-- What you are asked to do --
Would you write out the listing verbatim and skip every picture in it?

-- Dataset section --
===

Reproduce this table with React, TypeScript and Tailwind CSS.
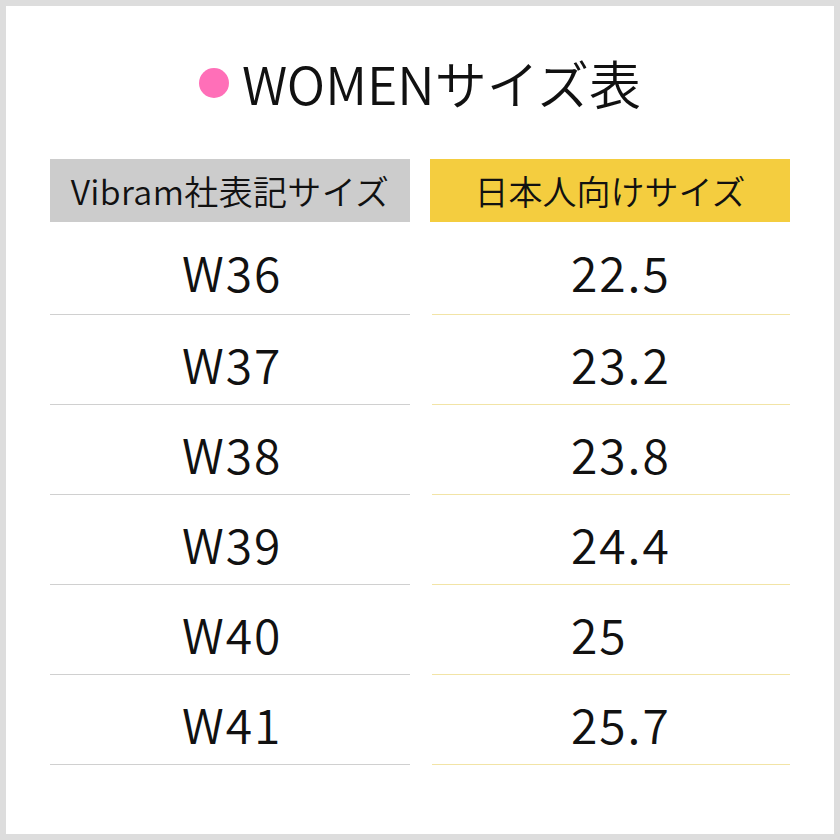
const rows: [string, string][] = [
  ['W36', '22.5'],
  ['W37', '23.2'],
  ['W38', '23.8'],
  ['W39', '24.4'],
  ['W40', '25'],
  ['W41', '25.7'],
];

const font = { fontFamily: '"Noto Sans CJK JP", "Noto Sans", sans-serif' };

export default function App() {
  return (
    <div
      className="flex h-[840px] w-[840px] flex-col border-[6px] border-[#dddddd] bg-white px-[44px] font-[350] text-[#111111]"
      style={font}
    >
      <div className="flex h-[153px] items-center justify-center gap-[13px]">
        <span className="h-[30px] w-[30px] rounded-full bg-[#ff6fb8]" />
        <h1 className="text-[52px] leading-none font-[350]">WOMENサイズ表</h1>
      </div>

      <div className="grid grid-cols-2 gap-x-[20px]">
        <div className="flex h-[63px] items-center justify-center bg-[#cccccc] text-[34px] leading-none tracking-[0.01em]">
          Vibram社表記サイズ
        </div>
        <div className="flex h-[63px] items-center justify-center bg-[#f4cd3f] text-[34px] leading-none">
          日本人向けサイズ
        </div>

        {rows.map(([eu, jp], i) => (
          <div key={eu} className="contents">
            <div
              className={`flex items-center border-b border-[#d0d0d0] pl-[132px] pt-[6px] text-[48px] leading-none tracking-[0.04em] ${
                i === 0 ? 'h-[93px]' : 'h-[90px]'
              }`}
            >
              {eu}
            </div>
            <div
              className={`ml-[2px] flex items-center border-b border-[#f2e4a6] pl-[139px] pt-[6px] text-[48px] leading-none tracking-[0.04em] ${
                i === 0 ? 'h-[93px]' : 'h-[90px]'
              }`}
            >
              {jp}
            </div>
          </div>
        ))}
      </div>
    </div>
  );
}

===

-- Reply to the task --
Reproduce this table with React, TypeScript and Tailwind CSS.
const rows: [string, string][] = [
  ['W36', '22.5'],
  ['W37', '23.2'],
  ['W38', '23.8'],
  ['W39', '24.4'],
  ['W40', '25'],
  ['W41', '25.7'],
];

const font = { fontFamily: '"Noto Sans CJK JP", "Noto Sans", sans-serif' };

export default function App() {
  return (
    <div
      className="flex h-[840px] w-[840px] flex-col border-[6px] border-[#dddddd] bg-white px-[44px] font-[350] text-[#111111]"
      style={font}
    >
      <div className="flex h-[153px] items-center justify-center gap-[13px]">
        <span className="h-[30px] w-[30px] rounded-full bg-[#ff6fb8]" />
        <h1 className="text-[52px] leading-none font-[350]">WOMENサイズ表</h1>
      </div>

      <div className="grid grid-cols-2 gap-x-[20px]">
        <div className="flex h-[63px] items-center justify-center bg-[#cccccc] text-[34px] leading-none tracking-[0.01em]">
          Vibram社表記サイズ
        </div>
        <div className="flex h-[63px] items-center justify-center bg-[#f4cd3f] text-[34px] leading-none">
          日本人向けサイズ
        </div>

        {rows.map(([eu, jp], i) => (
          <div key={eu} className="contents">
            <div
              className={`flex items-center border-b border-[#d0d0d0] pl-[132px] pt-[6px] text-[48px] leading-none tracking-[0.04em] ${
                i === 0 ? 'h-[93px]' : 'h-[90px]'
              }`}
            >
              {eu}
            </div>
            <div
              className={`ml-[2px] flex items-center border-b border-[#f2e4a6] pl-[139px] pt-[6px] text-[48px] leading-none tracking-[0.04em] ${
                i === 0 ? 'h-[93px]' : 'h-[90px]'
              }`}
            >
              {jp}
            </div>
          </div>
        ))}
      </div>
    </div>
  );
}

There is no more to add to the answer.